The US Supreme Court just ruled in favor of the Federal Bureau of Investigation (FBI) in a case concerning discrimination claims by three Muslim men from California, essentially rubberstamping the agency’s surveillance of Muslim communities under the guise of “state secrets.”
The court on Friday unanimously overturned a lower court’s ruling that said a federal law regulating government surveillance called the Foreign Intelligence Surveillance Act (FISA) took precedence over the state secrets privilege – a legal defense based on national security interests – that the government asserted.
The lawsuit, originally launched in 2011, accused the FBI of infiltrating mosques in Southern California and secretly keeping Muslim Americans under surveillance because of their religion and in violation of the US Constitution's First Amendment.
The surveillance operation was carried out by FBI informant Craig Monteilh, but it failed to produce any public evidence of wrongdoing. The arrangement unraveled when Monteilh threatened to take violent action. Community members reported him to the local police and obtained a restraining order against him, according to court papers.
The plaintiffs are Eritrean-born US citizen Yassir Fazaga, an imam at the Orange County Islamic Foundation in Mission Viejo; native-born US citizen Ali Uddin Malik, who attended the Islamic Center of Irvine; and Yasser Abdel Rahim, a US permanent resident from Egypt who also attended the Islamic Center of Irvine. They are represented by the American Civil Liberties Union and others.

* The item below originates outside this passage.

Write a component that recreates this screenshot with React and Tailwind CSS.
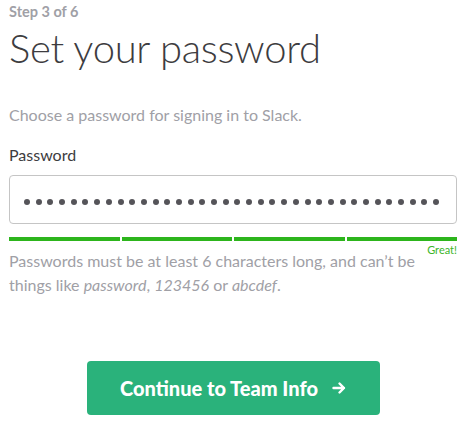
import React from 'react';

const font = { fontFamily: 'Lato, "Open Sans", sans-serif' };

const StrengthMeter = () => (
  <div className="mt-[13px]">
    <div className="grid grid-cols-4 gap-[2px]">
      <div className="h-[4px] bg-[#2db51c]" />
      <div className="h-[4px] bg-[#2db51c]" />
      <div className="h-[4px] bg-[#2db51c]" />
      <div className="h-[4px] bg-[#2db51c]" />
    </div>
    <div className="text-right text-[11px] leading-[14px] text-[#3bb52a] mt-[2px]">Great!</div>
  </div>
);

// masked password dots
const PasswordDots = () => (
  <div className="flex-1 mr-[13px] overflow-hidden pt-[5px]">
    <div className="flex gap-[5.7px] w-max">
      {Array.from({ length: 40 }).map((_, i) => (
        <span key={i} className="block w-[6px] h-[6px] rounded-full bg-[#555459]" />
      ))}
    </div>
  </div>
);

export default function App() {
  return (
    <div className="bg-white w-[469px] h-[423px] overflow-hidden" style={font}>
      <div className="pl-[9px] w-[457px]">
        <div className="text-[14.5px] font-bold text-[#a0a0a6] leading-[20px] pt-[2px]">Step 3 of 6</div>
        <h1 className="text-[40px] font-light text-[#3d3c40] leading-[52px] tracking-[-0.3px]">Set your password</h1>
        <p className="text-[16px] text-[#a0a0a6] mt-[30px] leading-[22px]">Choose a password for signing in to Slack.</p>
        <label className="block text-[16px] text-[#3d3c40] mt-[18px] leading-[22px]">Password</label>
        <div className="mt-[9px] h-[49px] border border-[#c5c5c5] rounded-[4px] flex items-center pl-[14px] overflow-hidden">
          <PasswordDots />
        </div>
        <StrengthMeter />
        <p className="text-[16px] text-[#a0a0a6] leading-[24px] -mt-[8px] pr-[36px]">
          Passwords must be at least 6 characters long, and can’t be things like{' '}
          <em>password</em>, <em>123456</em> or <em>abcdef</em>.
        </p>
        <div className="flex justify-center mt-[64px]">
          <button className="w-[293px] h-[54px] bg-[#2ab27b] rounded-[4px] text-white font-black text-[20px] flex items-center justify-center gap-[14px]">
            <span>Continue to Team Info</span>
            <svg width="14" height="14" viewBox="0 0 14 14" fill="none" stroke="white" strokeWidth="2.4" strokeLinecap="round" strokeLinejoin="round">
              <path d="M1.5 7h10.5M7.5 2.5 12 7l-4.5 4.5" />
            </svg>
          </button>
        </div>
      </div>
    </div>
  );
}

The Supreme Court just ruled in our case, FBI v. Fazaga, that the FBI can seek to hide its discriminatory and harmful surveillance of Muslim American communities under the guise of “state secrets.”— ACLU (@ACLU) March 4, 2022
This is a dangerous sign for religious freedom and government accountability.
At the heart of the case was whether the FBI could invoke “state secrets” privilege to avoid lawsuits for monitoring Muslim communities. The plaintiffs had sued the FBI and its agents responsible for directing Monteilh, claiming that their right to practice their religion had been violated.
Invoking the state secrets privilege, the government dismissed those claims in 2012, arguing that disclosure of the information it needed to challenge the lawsuit would threaten US national security.
That privilege, the plaintiffs argued, deprived them of a chance to present evidence in court that would show the FBI mounted a “dragnet” surveillance campaign against Muslim Americans in Southern California.
The San Francisco-based 9th US Circuit Court of Appeals had ruled in favor of the plaintiffs in 2019, saying a provision of FISA established procedures for considering national security information and that the trial judge should have used them instead of dismissing the case.
The Supreme Court on Friday faulted the appeals court’s decision, with Justice Samuel Alito writing that the FISA provision in question "does not displace the state secrets privilege."
The ruling means the case returns to lower courts for further litigation, but the claims made by the plaintiffs have not been yet dismissed.
The decision came a day after the Supreme Court heard arguments in another case involving the state secrets privilege.
In a fractured decision on Thursday, the justices ruled that the doctrine shielded from investigation two CIA contractors who were instrumental in the brutal interrogation of Abu Zubaydah, an al-Qaeda suspect who was waterboarded more than 60 times and is being held without charge at Guantánamo Bay.